I left Comitan early to try and make the frontier with Guatemala early. A light drizzle was falling and the traffic was light and amazingly i got myself out of townwithout a U turn. As i topped a rise Guatemala stretched before me green fields with volcanoes as a spectacular frame. How peaceful i thought. Crossing customs in Mexico went smoothly, it payed to leave the bike dirty, the neat customs official wasnt interested in spoiling his clean uniform to check engine and frame numbers. With my tourist card and temporary import permit cancelled i was free to travel the 3 kilometres to the Guatemalan border. As i neared the border the crowd closed in, then i was riding through a chaotic scene of market stalls and sellers. It was crazy, buses, people, tut tuts, animals, police, army and all the time Herbert at walking pace avoiding all those obstacles and not to mention pot holes. Customs stamped me in officially quickly, the next step fumigate Herbert, well pay for it anyway and then the paperwork for the temporary import permit and go to the bank to pay for the forms and finally go back to customs for my sticker. 2 hours and the border gate was opened for me to crawl through the masses of people. No bribes needed, no tramitadores, lots of handshakes and wishes of a good trip.

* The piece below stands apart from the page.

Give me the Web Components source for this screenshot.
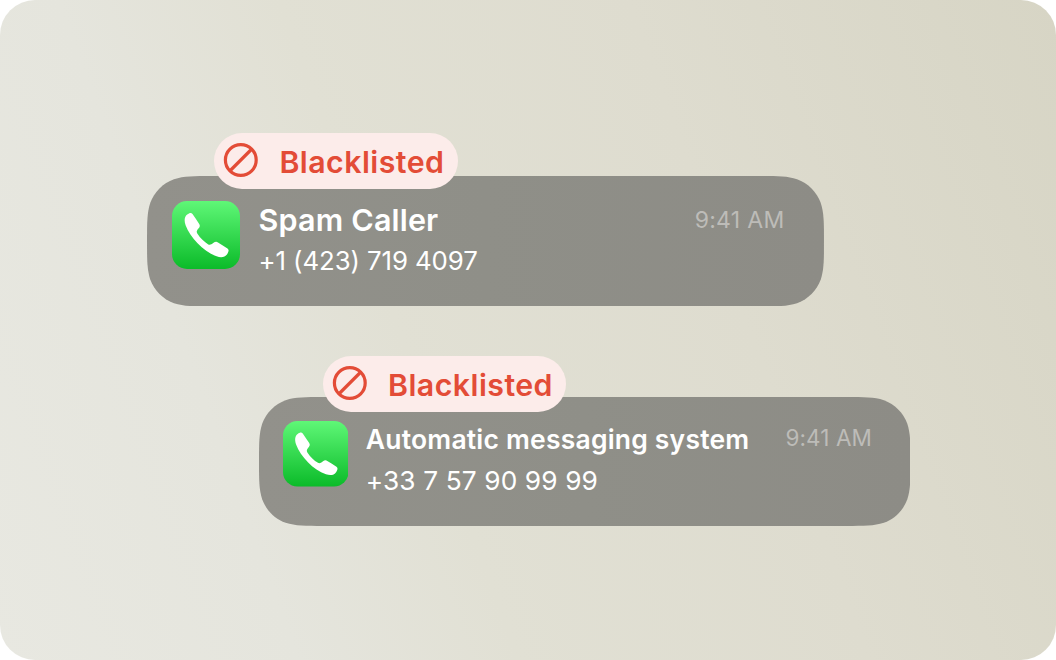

Finally leaving the crowds behind i headed towards Heunentango, pronounced wee wee tango, no wonder lots of confused looks ensued when i told folk where i was going. The road surface was good and the scenery spectacular, reaching my destination mid afternoon with lots of time to find accomodation and gather myself after the earlier chaos. The next day the plan was to reach Panajachel on Lake Atitlan, the road was under construction so lots of sections of wet mud, broken up bitumen and gravel with big grey stones instead of witches hats to guide your way. The road to the Lake was blocked so i settled for views of the lake from the Pan American Highway and headed to Antigua the old Spanish colonial capital of the empire. Cobble stone streets low level stuccoed biuldings with red tiled roofs. A real gem of a city, peaceful and secure and all walking distance in the compact centre. Its a chill out place so i might for a day or two before i tackle Guatemala City.
Well chill out i have, i have fallen in love with this city, its the vibe or maybe the tranquility,as the tranquility is broken by a squawking car alarm! I have spent my time here wandering the cobbled streets awestruck at the fantasatic job that has been done to restore the city after devestating earthquakes, with the limited resources. Yesterday afternoon was spent visiting a Maya temple with a god of cigars and whiskey as the deity. A think this may be a modern interpretation by the many cigar smoking, alchoholics who were shunned by mainstream gods. We all need someone to look up to.
The time has come to move on, next step Honduras.